Veja o histórico completo do caso da prisão preventiva de Filipe Martins, que completa seis meses:

  • Em fevereiro de 2024, a Polícia Federal prendeu preventivamente Filipe Martins durante a Operação Tempus Veritatis, que investigava a ligação dele e de outras figuras públicas com os atos de 8 de janeiro de 2023 e uma suposta tentativa de golpe de Estado.
  • A alegação da PF para prendê-lo foi que seu nome constava na lista de passageiros que viajaram em um voo presidencial com Bolsonaro no dia 30 de dezembro de 2022 rumo a Orlando, nos Estados Unidos, o que indicaria risco de fuga.
  • A defesa de Martins solicitou a revogação da prisão preventiva no dia seguinte à medida, alegando falta de provas. Cinco dias depois, Moraes negou o pedido.
  • A defesa entrou com nova solicitação em 19 de fevereiro, mostrando documentos que atestavam sua permanência no Brasil, como passagens aéreas de Brasília para Curitiba em nome dele e da mulher, além de comprovantes das bagagens que despacharam, confirmação da companhia aérea, e fotos do casal na região de Ponta Grossa (PR).
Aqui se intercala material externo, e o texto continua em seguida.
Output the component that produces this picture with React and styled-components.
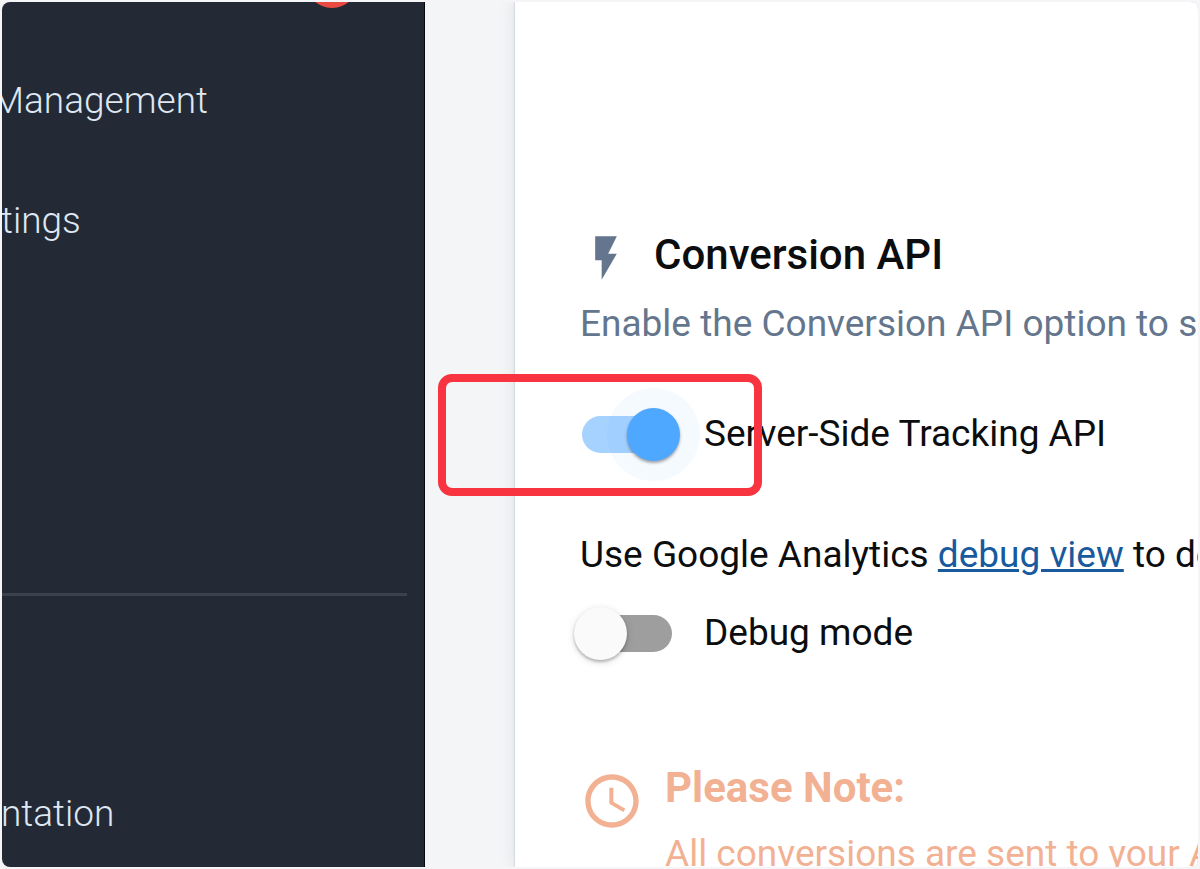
import React from "react";
import styled, { createGlobalStyle } from "styled-components";

const GlobalStyle = createGlobalStyle`
	* {
		box-sizing: border-box;
	}
	body {
		margin: 0;
		background-color: #f5f5f8;
		font-family: Roboto, "Liberation Sans", sans-serif;
		font-size: 37px;
		line-height: 56px;
		color: #0c0d0e;
	}
	h2, h3, p, ul {
		margin: 0;
		padding: 0;
	}
`;
const Page = styled.div`
	height: 100vh;
	padding: 2px;
`;
const Frame = styled.div`
	display: flex;
	height: 100%;
	border-radius: 8px;
	overflow: hidden;
	background-color: #f3f5f7;
`;
const Sidebar = styled.aside`
	position: relative;
	display: flex;
	flex-direction: column;
	flex: 0 0 423px;
	padding-top: 39px;
	overflow: hidden;
	background-color: #242a35;
	border-right: 1px solid #06080c;
`;
const Badge = styled.span`
	position: absolute;
	top: -46px;
	right: 66px;
	width: 52px;
	height: 52px;
	border-radius: 50%;
	background-color: #ea4a41;
`;
const NavList = styled.ul`
	list-style: none;
`;
const NavLink = styled.a`
	display: block;
	margin-left: ${({ $cut }) => ($cut ? "-10px" : "-1px")};
	line-height: 120px;
	font-weight: 300;
	color: #dfe7f2;
	text-decoration: none;
`;
const Divider = styled.hr`
	width: 405px;
	height: 3px;
	margin: 312px 0 158px;
	border: 0;
	flex-shrink: 0;
	background-color: #3b424d;
`;
const Main = styled.main`
	flex: 1;
	min-width: 0;
	margin-left: 90px;
	padding: 230px 0 0 65px;
	background-color: #fff;
	box-shadow: 0 0 2px rgba(40, 50, 60, 0.3), 0 0 16px rgba(40, 60, 70, 0.1);
	white-space: nowrap;
`;
const TitleRow = styled.div`
	display: flex;
	gap: 22px;
	height: 52px;
	margin-bottom: 12px;
`;
const Title = styled.h2`
	font-size: 42px;
	line-height: 46px;
	font-weight: 500;
`;
const Description = styled.p`
	color: #64768d;
`;
const Option = styled.div`
	position: relative;
	display: flex;
	align-items: center;
	gap: 32px;
	height: 100px;
	margin-top: ${({ $spaced }) => ($spaced ? "32px" : "0")};
	padding-left: 2px;
`;
const Switch = styled.input`
	appearance: none;
	position: relative;
	width: 90px;
	height: 37px;
	margin: 0;
	border-radius: 19px;
	background-color: #9e9e9e;
	cursor: pointer;

	&::before {
		content: "";
		position: absolute;
		top: -8px;
		left: -8px;
		width: 53px;
		height: 53px;
		border-radius: 50%;
		background-color: #fafafa;
		box-shadow: 0 2px 3px rgba(0, 0, 0, 0.25), 0 2px 8px rgba(0, 0, 0, 0.12);
	}
	&:checked {
		background-color: #a6d2ff;
	}
	&:checked::before {
		left: 45px;
		background-color: #4fa8ff;
		box-shadow: 0 2px 3px rgba(0, 0, 0, 0.35),
			0 0 0 20px rgba(79, 168, 255, 0.06);
	}
`;
const Highlight = styled.span`
	position: absolute;
	top: -10px;
	left: -142px;
	width: 324px;
	height: 122px;
	border: 8px solid #f73440;
	border-radius: 14px;
	pointer-events: none;
`;
const Hint = styled.p`
	margin-top: 43px;
`;
const DebugLink = styled.a`
	color: #185a9d;
	text-decoration: underline;
`;
const Note = styled.section`
	display: flex;
	gap: 21px;
	margin-top: 86px;
	color: #f2b193;
`;
const NoteTitle = styled.h3`
	margin-bottom: 19px;
	font-size: 42px;
	line-height: 38px;
	font-weight: 700;
`;
const Icon = styled.svg`
	flex-shrink: 0;
	width: ${({ $size }) => $size}px;
	height: ${({ $size }) => $size}px;
	fill: ${({ $color }) => $color || "currentColor"};
`;

const App = () => {
	return (
		<Page>
			<GlobalStyle />
			<Frame>
				<Sidebar>
					<Badge />
					<NavList>
						<li>
							<NavLink href="#management" $cut>Management</NavLink>
						</li>
						<li>
							<NavLink href="#settings">tings</NavLink>
						</li>
					</NavList>
					<Divider />
					<NavLink href="#documentation">ntation</NavLink>
				</Sidebar>
				<Main>
					<TitleRow>
						<Icon $size={52} $color="#64768d" viewBox="0 0 24 24">
							<path d="M7 2v11h3v9l7-12h-4l4-8z" />
						</Icon>
						<Title>Conversion API</Title>
					</TitleRow>
					<Description>
						Enable the Conversion API option to send
					</Description>
					<Option $spaced>
						<Switch type="checkbox" id="tracking" defaultChecked />
						<label htmlFor="tracking">Server-Side Tracking API</label>
						<Highlight />
					</Option>
					<Hint>
						Use Google Analytics{" "}
						<DebugLink href="#debug">debug view</DebugLink> to debug
					</Hint>
					<Option>
						<Switch type="checkbox" id="debug" />
						<label htmlFor="debug">Debug mode</label>
					</Option>
					<Note>
						<Icon $size={64} viewBox="0 0 24 24">
							<path d="M11.99 2C6.47 2 2 6.48 2 12s4.47 10 9.99 10C17.52 22 22 17.52 22 12S17.52 2 11.99 2zM12 20c-4.42 0-8-3.58-8-8s3.58-8 8-8 8 3.58 8 8-3.58 8-8 8z" />
							<path d="M12.5 7H11v6l5.25 3.15.75-1.23-4.5-2.67z" />
						</Icon>
						<div>
							<NoteTitle>Please Note:</NoteTitle>
							<p>All conversions are sent to your API</p>
						</div>
					</Note>
				</Main>
			</Frame>
		</Page>
	);
};

export default App;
  • Moraes ignorou as provas e, em 22 de fevereiro, ordenou a transferência de Martins para o Complexo Médico Penal (CMP) em Pinhais, no Paraná. Advogados e familiares não foram informados a respeito da transferência antes de que ela ocorresse, e começaram a suspeitar de uma tentativa de forçar delação.
  • No dia 29 de fevereiro de 2024, a defesa de Martins apresentou novos documentos comprovando sua permanência no Brasil durante o período em que supostamente teria deixado o país.
  • Em 6 de março de 2024, a Procuradoria-Geral da República (PGR) emitiu parecer favorável à liberdade provisória de Martins, reconhecendo que não havia sinais de risco de fuga e que a decisão inicial pela prisão já poderia ser reavaliada.
  • Em 28 de março – três semanas depois do parecer da PGR –, em decisão que manteve Martins na prisão, Moraes alegou dúvidas sobre o itinerário do ex-assessor de Bolsonaro. Com isso, o ministro admitia que o principal motivo para a decretação da prisão preventiva era duvidoso – o que, por si só, já tornaria a prisão ilegal.
  • No começo de abril, quando já estava próximo de completar dois meses na prisão, o ex-assessor de Bolsonaro escreveu uma carta a um amigo vazada para a imprensa com os dizeres: "Não delatei. Não delatarei. Porque não há o que delatar".
  • Em maio, Moraes rejeitou mais um pedido de soltura de Martins, alegando diligências pendentes da Polícia Federal. A defesa reafirmou que o ministro simplesmente ignora as provas apresentadas.
  • Em 20 de maio de 2024, a defesa de Martins divulgou uma nota pública acusando Moraes de cometer ilegalidades e de coagir Martins a produzir provas contra si mesmo. A defesa também entrou com um agravo regimental no STF contra a decisão de manutenção da prisão, argumentando que a medida é injusta e abusiva, e apontando as diversas ilegalidades do processo.
  • No fim de maio, Moraes acionou o Ministério da Justiça e Segurança Pública para pedir informações ao governo americano sobre as entradas e saídas de Filipe Martins nos EUA, o que poderia confirmar em definitivo que o ex-assessor da Presidência não fez a viagem do dia 30/12/2022. O pedido ocorreu, contudo, quase dois meses depois de a PGR recomendar essa solicitação.
  • No começo de junho, o governo americano confirmou que Filipe Martins não viajou aos EUA.
  • No dia 26 de junho, Moraes intimou Uber, iFood, BMG, Nubank e Tim a fornecerem dados sobre o uso que Filipe Martins fez de seus serviços em dezembro de 2022.
  • No começo de julho, a Tim confirmou com dados de geolocalização que Filipe Martins estava no Brasil.
  • No começo de agosto, a PGR recomendou novamente a liberação de Martins.